The impetus behind the proposed amendment regarding multiple tips was the SEC’s September 2020 amendment of Rule 21F-3 to prevent multiple recoveries for the same tip when made to both the SEC and another enforcement authority. The amended Rule required the SEC to assess whether the misconduct had a more “direct or relevant” connection to the SEC’s program or another program. If the SEC determined the misconduct was most closely related to violations of federal securities law, the claimant would be required to waive his/her right to an award under the other applicable whistleblower program before receiving an award from the SEC. If a claimant had already received an award from another program, he/she could not receive an award from the SEC.
In its February 10th release, the SEC acknowledged whistleblowers could receive very different awards for the same information under different whistleblower regimes because the maximum awards available under some whistleblower programs are substantially lower than those available under the SEC program. To address the seeming unfairness presented by different programs, the SEC is seeking public comment as to three possible revisions to this rule. Under what the SEC calls the “Comparability Approach,” the SEC proposes that the bar on multiple recoveries does not apply if the other whistleblower program does not offer whistleblower rewards “comparable” to those offered by the SEC. The new amendment also proposes that if the maximum award the SEC could provide was $5 million or less, the SEC would not consider the other potential award program in its decision as to whether to grant an award.
As an alternative to the Comparability Approach, the SEC is also seeking comment on what it calls the “Whistleblower’s Choice Option.” Under this approach, a claimant could only receive one award, but the claimant, not the SEC, would choose under which program he/she would receive the award.
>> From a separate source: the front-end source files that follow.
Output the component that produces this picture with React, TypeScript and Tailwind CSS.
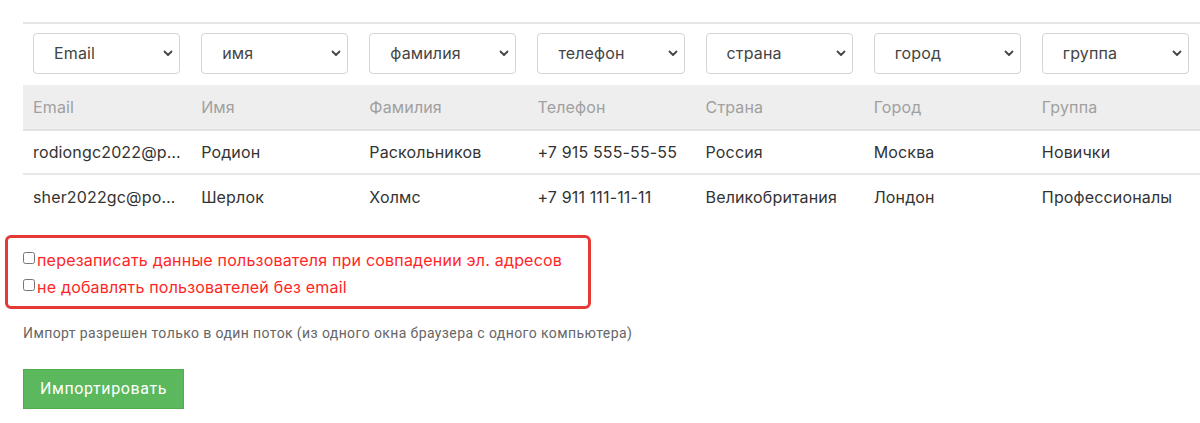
const mappings = ['Email', 'имя', 'фамилия', 'телефон', 'страна', 'город', 'группа']
const headers = ['Email', 'Имя', 'Фамилия', 'Телефон', 'Страна', 'Город', 'Группа']
const rows = [
  ['rodiongc2022@post.ru', 'Родион', 'Раскольников', '+7 915 555-55-55', 'Россия', 'Москва', 'Новички'],
  ['sher2022gc@post.uk', 'Шерлок', 'Холмс', '+7 911 111-11-11', 'Великобритания', 'Лондон', 'Профессионалы'],
]

function Chevron() {
  return (
    <svg className="pointer-events-none absolute right-[6px] top-1/2 -translate-y-1/2" width="12" height="12" viewBox="0 0 12 12">
      <path d="M2.5 4.5 L6 8 L9.5 4.5" fill="none" stroke="#444" strokeWidth="1.8" strokeLinecap="round" strokeLinejoin="round" />
    </svg>
  )
}

export default function App() {
  return (
    <div className="w-[1200px] h-[423px] overflow-hidden bg-white font-['Inter',sans-serif] text-[#333]">
      <div className="pt-[22px] pl-[23px]">
        <table className="table-fixed w-[1177px] border-collapse text-[16px] tracking-[0.15px]">
          <tbody>
            <tr className="border-t-2 border-[#e6e6e6]">
              {mappings.map((m) => (
                <td key={m} className="pl-[10px] pr-[11px] pt-[8px] pb-[11px] h-[62px]">
                  <div className="relative">
                    <select className="appearance-none w-full h-[41px] pl-[20px] pr-6 rounded-[4px] border border-[#d4d4d4] bg-white text-[16px] text-[#444] outline-none">
                      <option>{m}</option>
                    </select>
                    <Chevron />
                  </div>
                </td>
              ))}
            </tr>
            <tr className="bg-[#eeeeee] border-b-2 border-[#e2e2e2]">
              {headers.map((h) => (
                <td key={h} className="pl-[10px] h-[45px] text-[#a0a0a0] font-normal">{h}</td>
              ))}
            </tr>
            {rows.map((r, i) => (
              <tr key={i} className={i === 0 ? 'border-b-2 border-[#e8e8e8]' : ''}>
                {r.map((c, j) => (
                  <td key={j} className="pl-[10px] pr-[8px] h-[44px] truncate">{c}</td>
                ))}
              </tr>
            ))}
          </tbody>
        </table>
      </div>

      <div className="ml-[5px] mt-[17px] w-[586px] h-[74px] border-[3px] border-[#e53935] rounded-[6px] pl-[15px] pt-[9px] text-[16px] text-[#ff2626] leading-[27px] tracking-[0.2px]">
        <label className="flex items-center">
          <input type="checkbox" className="w-[12px] h-[12px] mr-[2px] -mt-[6px] accent-gray-500" />
          <span>перезаписать данные пользователя при совпадении эл. адресов</span>
        </label>
        <label className="flex items-center">
          <input type="checkbox" className="w-[12px] h-[12px] mr-[2px] -mt-[6px] accent-gray-500" />
          <span>не добавлять пользователей без email</span>
        </label>
      </div>

      <p className="ml-[23px] mt-[14px] text-[14px] text-[#666] font-['Roboto',sans-serif] leading-[20px] tracking-[0.4px]">
        Импорт разрешен только в один поток (из одного окна браузера с одного компьютера)
      </p>

      <button className="ml-[23px] mt-[26px] w-[161px] h-[40px] bg-[#5cb85c] border border-[#4cae4c] text-white text-[16px] font-['Roboto',sans-serif] tracking-[0.6px]">
        Импортировать
      </button>
    </div>
  )
}
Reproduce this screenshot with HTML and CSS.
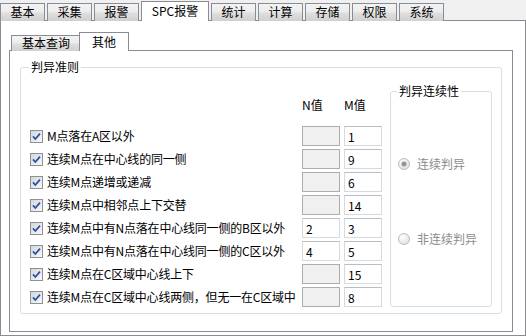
FILE: index.html
```html
<!DOCTYPE html>
<html lang="zh-CN">
<head>
  <meta charset="UTF-8">
  <title>SPC报警</title>
  <link rel="stylesheet" href="styles.css">
</head>
<body>

  <div class="tabs">
    <div class="tab">基本</div>
    <div class="tab">采集</div>
    <div class="tab">报警</div>
    <div class="tab active">SPC报警</div>
    <div class="tab">统计</div>
    <div class="tab">计算</div>
    <div class="tab">存储</div>
    <div class="tab">权限</div>
    <div class="tab">系统</div>
  </div>

  <div class="page">
    <div class="subtabs">
      <div class="tab">基本查询</div>
      <div class="tab active">其他</div>
    </div>

    <div class="subpage">
      <fieldset class="group rules">
        <legend>判异准则</legend>
        <div class="rules-body">

          <div class="rule-list">
            <div class="rule-head">
              <span></span><span>N值</span><span>M值</span>
            </div>

            <div class="rule">
              <label class="rule-label"><span class="check"><svg viewBox="0 0 11 11" width="11" height="11"><path d="M2 5.4 L4.3 8 L9 2.6"/></svg></span>M点落在A区以外</label>
              <input class="num" type="text" disabled>
              <input class="num" type="text" value="1">
            </div>
            <div class="rule">
              <label class="rule-label"><span class="check"><svg viewBox="0 0 11 11" width="11" height="11"><path d="M2 5.4 L4.3 8 L9 2.6"/></svg></span>连续M点在中心线的同一侧</label>
              <input class="num" type="text" disabled>
              <input class="num" type="text" value="9">
            </div>
            <div class="rule">
              <label class="rule-label"><span class="check"><svg viewBox="0 0 11 11" width="11" height="11"><path d="M2 5.4 L4.3 8 L9 2.6"/></svg></span>连续M点递增或递减</label>
              <input class="num" type="text" disabled>
              <input class="num" type="text" value="6">
            </div>
            <div class="rule">
              <label class="rule-label"><span class="check"><svg viewBox="0 0 11 11" width="11" height="11"><path d="M2 5.4 L4.3 8 L9 2.6"/></svg></span>连续M点中相邻点上下交替</label>
              <input class="num" type="text" disabled>
              <input class="num" type="text" value="14">
            </div>
            <div class="rule">
              <label class="rule-label"><span class="check"><svg viewBox="0 0 11 11" width="11" height="11"><path d="M2 5.4 L4.3 8 L9 2.6"/></svg></span>连续M点中有N点落在中心线同一侧的B区以外</label>
              <input class="num" type="text" value="2">
              <input class="num" type="text" value="3">
            </div>
            <div class="rule">
              <label class="rule-label"><span class="check"><svg viewBox="0 0 11 11" width="11" height="11"><path d="M2 5.4 L4.3 8 L9 2.6"/></svg></span>连续M点中有N点落在中心线同一侧的C区以外</label>
              <input class="num" type="text" value="4">
              <input class="num" type="text" value="5">
            </div>
            <div class="rule">
              <label class="rule-label"><span class="check"><svg viewBox="0 0 11 11" width="11" height="11"><path d="M2 5.4 L4.3 8 L9 2.6"/></svg></span>连续M点在C区域中心线上下</label>
              <input class="num" type="text" disabled>
              <input class="num" type="text" value="15">
            </div>
            <div class="rule">
              <label class="rule-label"><span class="check"><svg viewBox="0 0 11 11" width="11" height="11"><path d="M2 5.4 L4.3 8 L9 2.6"/></svg></span>连续M点在C区域中心线两侧，但无一在C区域中</label>
              <input class="num" type="text" disabled>
              <input class="num" type="text" value="8">
            </div>
          </div>

          <fieldset class="group continuity">
            <legend>判异连续性</legend>
            <div class="radio-row first"><span class="radio on"><span class="dot"></span></span>连续判异</div>
            <div class="radio-row"><span class="radio"></span>非连续判异</div>
          </fieldset>

        </div>
      </fieldset>
    </div>
  </div>

</body>
</html>
```

FILE: styles.css
```css
body {
  margin: 0;
  width: 526px;
  height: 336px;
  overflow: hidden;
  background: #f0f0f0;
  font: 12px/14px "Noto Sans CJK SC", "Liberation Sans", sans-serif;
  color: #000;
}

/* tab strips */
.tabs, .subtabs {
  display: flex;
  align-items: flex-end;
}
.tabs {
  height: 21px;
}
.tab {
  box-sizing: border-box;
  width: 45px;
  height: 18px;
  margin-right: 2px;
  padding-bottom: 1px;
  border: 1px solid #898c95;
  border-bottom: 0;
  background: linear-gradient(#f3f3f3, #ececec 45%, #dedede 55%, #d0d0d0);
  display: flex;
  align-items: center;
  justify-content: center;
  white-space: nowrap;
}
.tab.active {
  width: 68px;
  height: 20px;
  background: #fff;
  position: relative;
  z-index: 1;
}

.page {
  box-sizing: border-box;
  height: 316px;
  margin-top: -1px;
  border: 1px solid #898c95;
  background: #fff;
  padding-left: 8px;
}

.subtabs {
  height: 30px;
  padding-left: 2px;
}
.subtabs .tab {
  width: 70px;
  height: 16px;
  margin: 0;
}
.subtabs .tab.active {
  width: 50px;
  height: 19px;
  margin-left: -2px;
}

.subpage {
  box-sizing: border-box;
  width: 504px;
  height: 282px;
  margin-top: -1px;
  border: 1px solid #898c95;
  background: #fff;
  padding-left: 10px;
}

/* group boxes */
.group {
  margin: 0;
  min-width: 0;
  border: 1px solid #d5dfe5;
  border-radius: 3px;
  padding: 0 8px;
}
.group legend {
  padding: 0 2px;
  line-height: 14px;
}
.rules {
  box-sizing: border-box;
  width: 482px;
  margin-top: 9px;
  padding-bottom: 6px;
}
.rules-body {
  display: flex;
  align-items: flex-start;
}

.rule-list {
  width: 353px;
}
.rule-head, .rule {
  display: grid;
  grid-template-columns: 1fr 38px 38px;
  column-gap: 4px;
}
.rule-head {
  margin: 24px 0 14px;
}
.rule {
  height: 20px;
  margin-top: 3px;
  align-items: center;
}
.rule-label {
  display: flex;
  align-items: center;
  white-space: nowrap;
  letter-spacing: -0.2px;
}

.check {
  box-sizing: border-box;
  flex: none;
  width: 13px;
  height: 13px;
  margin: 0 4px 0 1px;
  border: 1px solid #8f9094;
  background: linear-gradient(135deg, #d3d6dc, #f8f8f8);
  display: flex;
}
.check path {
  fill: none;
  stroke: #2a4ea6;
  stroke-width: 1.7;
}

.num {
  box-sizing: border-box;
  width: 38px;
  height: 20px;
  margin: 0;
  padding: 0 0 0 3px;
  border: 1px solid #d4dae0;
  border-top-color: #b9bec4;
  background: #fff;
  font: 12px "Noto Sans CJK SC", "Liberation Sans", sans-serif;
  color: #000;
  outline: none;
}
.num:disabled {
  background: #f0f0f0;
  border-color: #adadad;
}

/* continuity box */
.continuity {
  box-sizing: border-box;
  flex: none;
  width: 102px;
  margin: 10px 0 0 8px;
  padding: 0 6px 59px;
}
.radio-row {
  display: flex;
  align-items: center;
  height: 16px;
  margin-top: 59px;
  color: #8c8c8c;
  white-space: nowrap;
}
.radio-row.first {
  margin-top: 58px;
}
.radio {
  box-sizing: border-box;
  flex: none;
  width: 12px;
  height: 12px;
  margin: 0 7px 0 1px;
  border: 1px solid #bcbcbc;
  border-radius: 50%;
  background: radial-gradient(circle at 35% 30%, #fff, #dadada);
  display: flex;
  align-items: center;
  justify-content: center;
}
.radio .dot {
  width: 4px;
  height: 4px;
  border-radius: 50%;
  background: #8d8d8d;
  box-shadow: 0 0 0 1px #c6c6c6;
}
```
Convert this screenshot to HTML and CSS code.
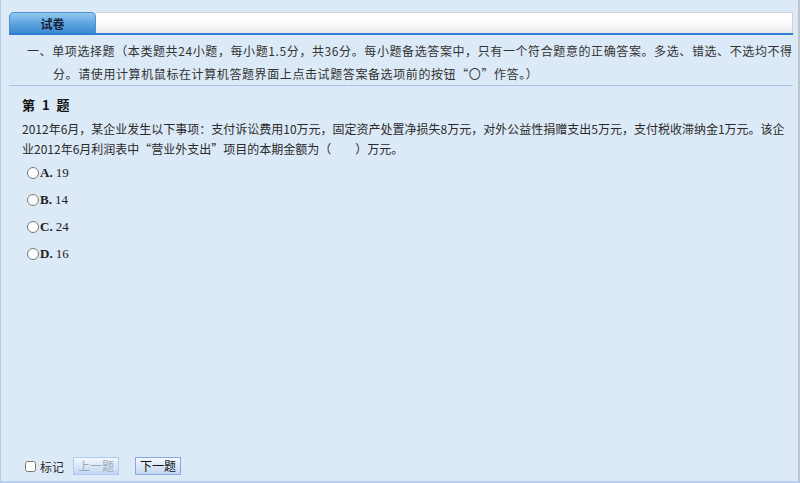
FILE: index.html
```html
<!DOCTYPE html>
<html lang="zh-CN">
<head>
  <meta charset="UTF-8">
  <title>试卷</title>
  <link rel="stylesheet" href="styles.css">
</head>
<body>

  <div class="page">
    <div class="tabs">
      <div class="tab">试卷</div>
      <div class="tab-fill"></div>
    </div>

    <div class="intro">
      <p>一、单项选择题（本类题共24小题，每小题1.5分，共36分。每小题备选答案中，只有一个符合题意的正确答案。多选、错选、不选均不得分。请使用计算机鼠标在计算机答题界面上点击试题答案备选项前的按钮“〇”作答。）</p>
    </div>

    <div class="question">
      <h3>第 1 题</h3>
      <p class="stem">2012年6月，某企业发生以下事项：支付诉讼费用10万元，固定资产处置净损失8万元，对外公益性捐赠支出5万元，支付税收滞纳金1万元。该企业2012年6月利润表中“营业外支出”项目的本期金额为（　　）万元。</p>
      <ul class="options">
        <li><label><input type="radio" name="q1"><b>A.</b> 19</label></li>
        <li><label><input type="radio" name="q1"><b>B.</b> 14</label></li>
        <li><label><input type="radio" name="q1"><b>C.</b> 24</label></li>
        <li><label><input type="radio" name="q1"><b>D.</b> 16</label></li>
      </ul>
    </div>

    <div class="footer">
      <label class="mark"><input type="checkbox"> 标记</label>
      <button class="btn" disabled>上一题</button>
      <button class="btn">下一题</button>
    </div>
  </div>

</body>
</html>
```

FILE: styles.css
```css
* {
  box-sizing: border-box;
}

html, body {
  margin: 0;
  height: 100%;
}

body {
  font-family: "Noto Sans CJK SC", "Liberation Sans", sans-serif;
  font-size: 12px;
  color: #2a2a2a;
  background: #dce9f6;
}

.page {
  height: 100%;
  display: flex;
  flex-direction: column;
  padding: 12px 5px 0 8px;
  border-left: 1px solid #b3c9ee;
  border-right: 2px solid #bfc5cc;
  border-bottom: 2px solid #b8cff4;
}

.tabs {
  display: flex;
  height: 23px;
  border-bottom: 2px solid #2f80d2;
}

.tab {
  width: 87px;
  height: 21px;
  line-height: 21px;
  text-align: center;
  font-weight: bold;
  color: #14243a;
  background: linear-gradient(#94c9f0, #5aa2e0 55%, #3f89d2);
  border: 1px solid #4f8fd0;
  border-bottom: none;
  border-radius: 5px 5px 0 0;
}

.tab-fill {
  flex: 1;
  height: 21px;
  background: linear-gradient(#ffffff, #ffffff 40%, #e9e9e9);
  border-top: 1px solid #cfd3d8;
  border-right: 1px solid #d0d4d8;
}

.intro {
  border-bottom: 1px solid #a9c3ec;
  padding: 4px 0 0 44px;
}

.intro p {
  margin: 0;
  line-height: 23px;
  text-indent: -26px;
  letter-spacing: 0.6px;
  color: #333;
}

.question {
  padding: 9px 0 0 13px;
}

.question h3 {
  margin: 0;
  font-size: 13px;
  line-height: 20px;
  word-spacing: 4px;
  color: #111;
}

.stem {
  margin: 4px 0 0;
  line-height: 20px;
  width: 770px;
}

.options {
  list-style: none;
  margin: 0;
  padding: 0 0 0 5px;
}

.options li {
  height: 27px;
  display: flex;
  align-items: center;
}

.options label {
  display: flex;
  align-items: center;
  font-family: "Liberation Serif", serif;
  font-size: 13px;
  color: #222;
}

.options input {
  width: 12px;
  height: 12px;
  margin: 0 1px 0 0;
}

.options b {
  margin-right: 3px;
}

.footer {
  margin-top: auto;
  display: flex;
  align-items: center;
  padding: 0 0 3px 16px;
  height: 27px;
}

.mark {
  display: flex;
  align-items: center;
  margin-right: 9px;
}

.mark input {
  width: 11px;
  height: 11px;
  margin: 0 4px 0 0;
}

.btn {
  width: 46px;
  height: 18px;
  padding: 0;
  margin-right: 16px;
  font-family: "Noto Sans CJK SC", sans-serif;
  font-size: 12px;
  line-height: 16px;
  color: #111;
  background: linear-gradient(#f2f7fd, #d5e4f7 60%, #c3d7f2);
  border: 1px solid #8aa8e0;
}

.btn:disabled {
  color: #9eaabb;
  border-color: #b0c8ef;
}
```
The SEC is also seeking comment on two other alternatives, the “Offset Approach” and the “Topping-Off Approach.” Under the Offset Approach, the SEC would provide an award to a claimant who received an award under another whistleblower program, but in doing so would calculate what it thought was the appropriate award, and then reduce the amount paid out by whatever the claimant had received from the other program. Under the Topping-Off Approach, the SEC could choose to “enhance or ‘top off’” an award from another whistleblower program up to the maximum allowed under the SEC whistleblower program.
The SEC’s second proposed change would amend Rule 21F-6 to provide the SEC with the authority to consider the dollar amount of a potential award for the limited purpose of increasing a whistleblower’s award amount. Under current rules, the SEC may consider the dollar amount of a proposed award in order to raise or lower the award.
In addition to the above changes, the SEC proposed “minor modifications” to Rules 21F-10 and 21F-11 so that those rules would “conform to the proposed changes” to Rules 21F-3 and 21F-6. In the same release, the SEC also proposed correcting two scrivener’s errors, one in Rule 21F-4 and one in Rule 21F-8. Rule 21F-4 contains definitions of certain terms used in the whistleblower rules. Rule 21F-8 discusses eligibility for whistleblower awards.
All of the proposed changes to the rules are open for public comment through April 11, 2022.